=== What is needed ===
Note each line that includes the word "Output". Copy those lines.

=== Supplied data ===
-- begin --

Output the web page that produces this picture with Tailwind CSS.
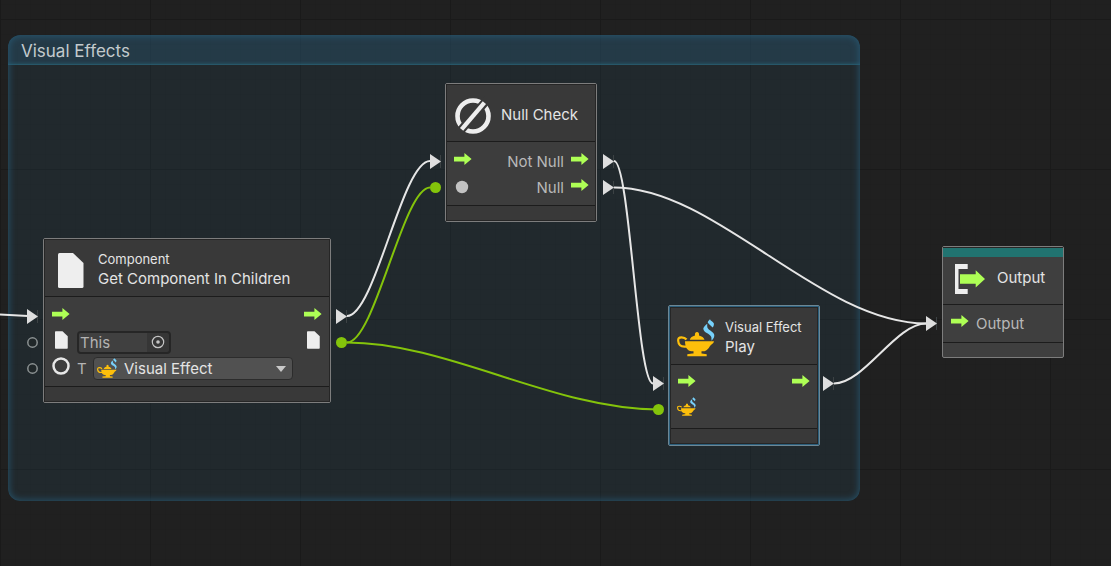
<!DOCTYPE html>
<html lang="en">
<head>
<meta charset="utf-8">
<meta name="viewport" content="width=device-width, initial-scale=1">
<title>Visual Effects graph</title>
<script src="https://cdn.jsdelivr.net/npm/@tailwindcss/browser@4"></script>
</head>
<body class="bg-[#202020] font-['Inter',sans-serif] text-[15px] text-[#e4e4e4]">
<svg class="hidden" aria-hidden="true">
  <symbol id="arrow" viewBox="0 0 18 12"><path fill="#aeff55" d="M0 3.800h10.400V0L17.600 6l-7.200 6V8.400H0z"/></symbol>
  <symbol id="doc" viewBox="0 0 26 35"><path fill="#eee" d="M1.500 0H15l10.500 10V33.500q0 1.500-1.500 1.500h-22.500q-1.500 0-1.500-1.500V1.500Q0 0 1.500 0z"/></symbol>
  <symbol id="port" viewBox="0 0 12 15"><path stroke="#3c4244" d="M10.500 1v13"/><path fill="#dedede" d="M0 0l11 7.500L0 15z"/></symbol>
  <symbol id="lamp" viewBox="-1 11 38 38">
    <path fill="none" stroke="#fdbf0b" stroke-width="2.200" d="M8.500 31.500C7 29.500 5.500 29.400 3.500 29.400.8 29.400 0 30.500.2 33c.3 3.500 2.300 5.800 6.800 5.600h3"/>
    <path fill="#fdbf0b" d="M7 33.300h29c-.3 2.200-2.500 2.800-4 4.700-1.500 2.500-3.500 5.300-6.500 5.300h-12C9.500 43.300 7 39 7 33.300zM11.800 31.700c.5-2.300 2.500-3.400 5.200-4.200-.4-2 .5-3.500 2-3.500s2.400 1.500 2 3.500c2.700.8 4.900 1.900 5.500 4.200zM15.500 43h8v2.500h-8zM9.300 46.300q9.700-2.200 19.400 0v2H9.300z"/>
    <path fill="#77d1fb" d="M32 11.300c-1 .8-2 1.800-2.300 3.200 1 2 3.500 3 4.800 5 1.200-1 1.500-2.500 1.400-4-.8-1.700-3.400-2.500-3.900-4.200zM29.300 15.700c-1.800 1.300-3.500 2.800-4 4.800.2 4.500 6.500 4.800 8 8.500.3 1.300 0 2.500.4 3.700 1.600-1.700 2.800-3.700 2.600-5.700-.6-3.500-5.800-4.500-6.900-7.500-.4-1.300-.2-2.500-.1-3.800z"/>
  </symbol>
</svg>

<main class="relative min-h-screen overflow-hidden">
  <svg class="absolute inset-0 h-full w-full" aria-hidden="true">
    <defs>
      <pattern id="minor" width="15" height="15" y="4" patternUnits="userSpaceOnUse"><path stroke="#1e1e1e" stroke-opacity=".6" d="M.5 0v15M0 .5h15"/></pattern>
      <pattern id="major" width="150" height="150" y="19" patternUnits="userSpaceOnUse"><path stroke="#1a1a1a" d="M.5 0v150M0 .5h150"/></pattern>
    </defs>
    <rect width="100%" height="100%" fill="url(#minor)"/>
    <rect width="100%" height="100%" fill="url(#major)"/>
  </svg>

  <section class="absolute left-[8px] top-[35px] h-[466px] w-[852px] overflow-hidden rounded-xl bg-[#264a5a]/22">
    <h1 class="flex h-[30px] items-center border-b border-[#2a6478]/70 bg-[#2a5c78]/35 px-[13px] pt-[4px] text-[17px] text-[#c3cacd] shadow-[inset_0_-3px_3px_-2px_#28647880]">Visual Effects</h1>
    <div class="pointer-events-none absolute inset-0 rounded-xl shadow-[inset_0_0_7px_1px_#285d78cc]"></div>
  </section>

  <svg class="absolute inset-0 h-full w-full" aria-hidden="true">
    <g fill="none" stroke-width="2">
      <g stroke="#84c40b">
        <path d="M347 342.500C375 342.500 403 187.500 430 187.500"/>
        <path d="M347 342.500C447 342.500 554 409.500 658 409.500"/>
      </g>
      <g stroke="#e6e6e6">
        <path d="M0 314.500L28 316"/>
        <path d="M347 316C375 316 402 161 430 161"/>
        <path d="M614 161C630 161 637 383.500 653 383.500"/>
        <path d="M614 187.500C716 187.500 820 323.500 926 323.500"/>
        <path d="M834 383.500C864 383.500 896 323.500 926 323.500"/>
      </g>
    </g>
    <g fill="#84c40b">
      <circle cx="341.500" cy="342.500" r="5.500"/><circle cx="435.500" cy="187.500" r="5.500"/><circle cx="658.500" cy="409.500" r="5.500"/>
    </g>
    <g fill="#202729" stroke="#8b9192" stroke-width="1.500">
      <circle cx="32.500" cy="342.500" r="4.700"/><circle cx="32.500" cy="368.500" r="4.700"/>
    </g>
    <use href="#port" x="27" y="309" width="12" height="15"/>
    <use href="#port" x="336" y="309" width="12" height="15"/>
    <use href="#port" x="430" y="154" width="12" height="15"/>
    <use href="#port" x="603" y="154" width="12" height="15"/>
    <use href="#port" x="603" y="180" width="12" height="15"/>
    <use href="#port" x="653" y="376" width="12" height="15"/>
    <use href="#port" x="823" y="376" width="12" height="15"/>
    <use href="#port" x="926" y="316" width="12" height="15"/>
  </svg>

  <!-- Get Component In Children -->
  <article class="absolute left-[43px] top-[238px] w-[288px] rounded-xs border border-[#7d7d7d] bg-[#3d3d3d]">
    <div class="border border-[#262626]">
      <header class="flex h-[57px] items-center gap-2 border-b border-[#1c1c1c] bg-[#393939] px-[7px]">
        <svg class="h-[56px] w-[38px] shrink-0" aria-hidden="true"><use href="#doc" x="6" y="13" width="26" height="35"/></svg>
        <div class="whitespace-nowrap pt-[2px] leading-5"><p class="text-[13px]">Component</p><h2>Get Component In Children</h2></div>
      </header>
      <div class="px-[7px] pt-[6px] pb-[5px]">
        <div class="flex h-[26px] justify-between">
          <svg class="h-[26px] w-[18px]" aria-hidden="true"><use href="#arrow" y="5" width="18" height="12"/></svg>
          <svg class="h-[26px] w-[18px]" aria-hidden="true"><use href="#arrow" y="5" width="18" height="12"/></svg>
        </div>
        <div class="flex h-[26px] items-center gap-[7px]">
          <svg class="h-[26px] w-[18px]" aria-hidden="true"><use href="#doc" x="3" y="2" width="13" height="18"/></svg>
          <div class="flex h-[23px] w-[94px] overflow-hidden rounded-sm border-2 border-[#262626] bg-[#363636]">
            <input class="w-full min-w-0 bg-[#404040] pt-[2px] pl-px text-[15px] text-[#b4b4b4] outline-none" aria-label="Target object" value="This">
            <button class="flex w-[22px] shrink-0 items-center justify-center" type="button" aria-label="Pick object">
              <svg class="size-[14px]" viewBox="0 0 14 14" aria-hidden="true"><circle cx="7" cy="7" r="5.700" fill="none" stroke="#c4c4c4" stroke-width="1.200"/><circle cx="7" cy="7" r="1.800" fill="#c4c4c4"/></svg>
            </button>
          </div>
          <svg class="ml-auto h-[26px] w-[18px]" aria-hidden="true"><use href="#doc" x="3" y="2" width="13" height="18"/></svg>
        </div>
        <div class="flex h-[26px] items-center gap-[7px]">
          <svg class="h-[26px] w-[18px]" aria-hidden="true"><circle cx="9" cy="11" r="7.500" fill="none" stroke="#e8e8e8" stroke-width="2.500"/></svg>
          <label class="w-[9px] pt-[2px] text-[#b4b4b4]" for="type">T</label>
          <div class="relative h-[23px] w-[200px]">
            <select id="type" class="h-full w-full appearance-none rounded-sm border border-[#2c2c2c] bg-[#515151] pl-[30px] text-[15px] text-[#e4e4e4]"><option>Visual Effect</option></select>
            <svg class="pointer-events-none absolute left-[4px] top-[1px] size-[20px]" aria-hidden="true"><use href="#lamp" width="20" height="20"/></svg>
            <svg class="pointer-events-none absolute right-[7px] top-[9px] h-[6px] w-[10px]" viewBox="0 0 10 6" aria-hidden="true"><path fill="#c9c9c9" d="M0 0h10L5 6z"/></svg>
          </div>
        </div>
      </div>
      <footer class="h-[15px] border-t border-[#1c1c1c] bg-[#393939]"></footer>
    </div>
  </article>

  <!-- Null Check -->
  <article class="absolute left-[445px] top-[83px] w-[152px] rounded-xs border border-[#7d7d7d] bg-[#3d3d3d]">
    <div class="border border-[#262626]">
      <header class="flex h-[57px] items-center gap-[9px] border-b border-[#1c1c1c] bg-[#393939] px-[7px]">
        <svg class="h-[56px] w-[38px] shrink-0" aria-hidden="true">
          <circle cx="19" cy="31" r="15.500" fill="none" stroke="#eee" stroke-width="4.600"/>
          <path stroke="#393939" stroke-width="8.500" d="M4.500 48L33.500 14.200"/>
          <path stroke="#eee" stroke-width="4.300" d="M7.600 44.300L30.400 17.700"/>
        </svg>
        <h2 class="whitespace-nowrap pt-[5px]">Null Check</h2>
      </header>
      <div class="pl-[7px] pr-[6px] pt-[6px] pb-[5px] text-[#b8b8b8]">
        <div class="flex h-[26px] items-center gap-[7px]">
          <svg class="h-[26px] w-[18px]" aria-hidden="true"><use href="#arrow" y="5" width="18" height="12"/></svg>
          <span class="ml-auto pt-[2px]">Not Null</span>
          <svg class="h-[26px] w-[18px]" aria-hidden="true"><use href="#arrow" y="5" width="18" height="12"/></svg>
        </div>
        <div class="flex h-[26px] items-center gap-[7px]">
          <svg class="h-[26px] w-[18px]" aria-hidden="true"><circle cx="8" cy="13" r="6.200" fill="#c2c2c2"/></svg>
          <span class="ml-auto pt-[2px]">Null</span>
          <svg class="h-[26px] w-[18px]" aria-hidden="true"><use href="#arrow" y="5" width="18" height="12"/></svg>
        </div>
      </div>
      <footer class="h-[15px] border-t border-[#1c1c1c] bg-[#393939]"></footer>
    </div>
  </article>

  <!-- Visual Effect: Play (selected) -->
  <article class="absolute left-[668px] top-[305px] w-[152px] rounded-xs border border-[#6d8794] bg-[#3d3d3d]">
    <div class="border border-[#2c5f7c]">
      <div class="border border-[#262626]">
        <header class="flex h-[57px] items-center gap-[9px] border-b border-[#1c1c1c] bg-[#393939] px-[7px]">
          <svg class="h-[56px] w-[38px] shrink-0 overflow-visible" aria-hidden="true"><use href="#lamp" x="-1" y="11" width="38" height="38"/></svg>
          <div class="whitespace-nowrap pt-[2px] leading-5"><p class="text-[13px]">Visual Effect</p><h2>Play</h2></div>
        </header>
        <div class="px-[7px] pt-[6px] pb-[5px]">
          <div class="flex h-[26px] justify-between">
            <svg class="h-[26px] w-[18px]" aria-hidden="true"><use href="#arrow" y="4" width="18" height="12"/></svg>
            <svg class="h-[26px] w-[18px]" aria-hidden="true"><use href="#arrow" y="4" width="18" height="12"/></svg>
          </div>
          <div class="flex h-[26px]">
            <svg class="h-[26px] w-[18px] overflow-visible" aria-hidden="true"><use href="#lamp" x="-1" width="19" height="19"/></svg>
          </div>
        </div>
        <footer class="h-[15px] border-t border-[#1c1c1c] bg-[#393939]"></footer>
      </div>
    </div>
  </article>

  <!-- Output -->
  <article class="absolute left-[942px] top-[246px] w-[122px] rounded-xs border border-[#7d7d7d] bg-[#3f3f3f]">
    <div class="h-[10px] border-t border-[#262626] bg-[#217370]"></div>
    <header class="flex h-[48px] items-center gap-2 border-b border-[#1c1c1c] px-2">
      <svg class="h-[47px] w-[38px] shrink-0" aria-hidden="true">
        <path fill="#eee" d="M4 7h12.700v5H7.500v20h9.200v5H4z"/>
        <path fill="#aeff55" d="M9 17.300h15.700v-4L34 22l-9.300 8.500v-3.800H9z"/>
      </svg>
      <h2 class="pb-1">Output</h2>
    </header>
    <div class="px-2 pt-[6px] pb-[5px] text-[#b8b8b8]">
      <div class="flex h-[26px] items-center gap-[7px]">
        <svg class="h-[26px] w-[18px]" aria-hidden="true"><use href="#arrow" y="4" width="18" height="12"/></svg>
        <span>Output</span>
      </div>
    </div>
    <footer class="h-[15px] border-t border-[#1c1c1c]"></footer>
  </article>
</main>
</body>
</html>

-- end --

=== Exercise response ===
Output the web page that produces this picture with Tailwind CSS.
  <!-- Output -->
      <h2 class="pb-1">Output</h2>
        <span>Output</span>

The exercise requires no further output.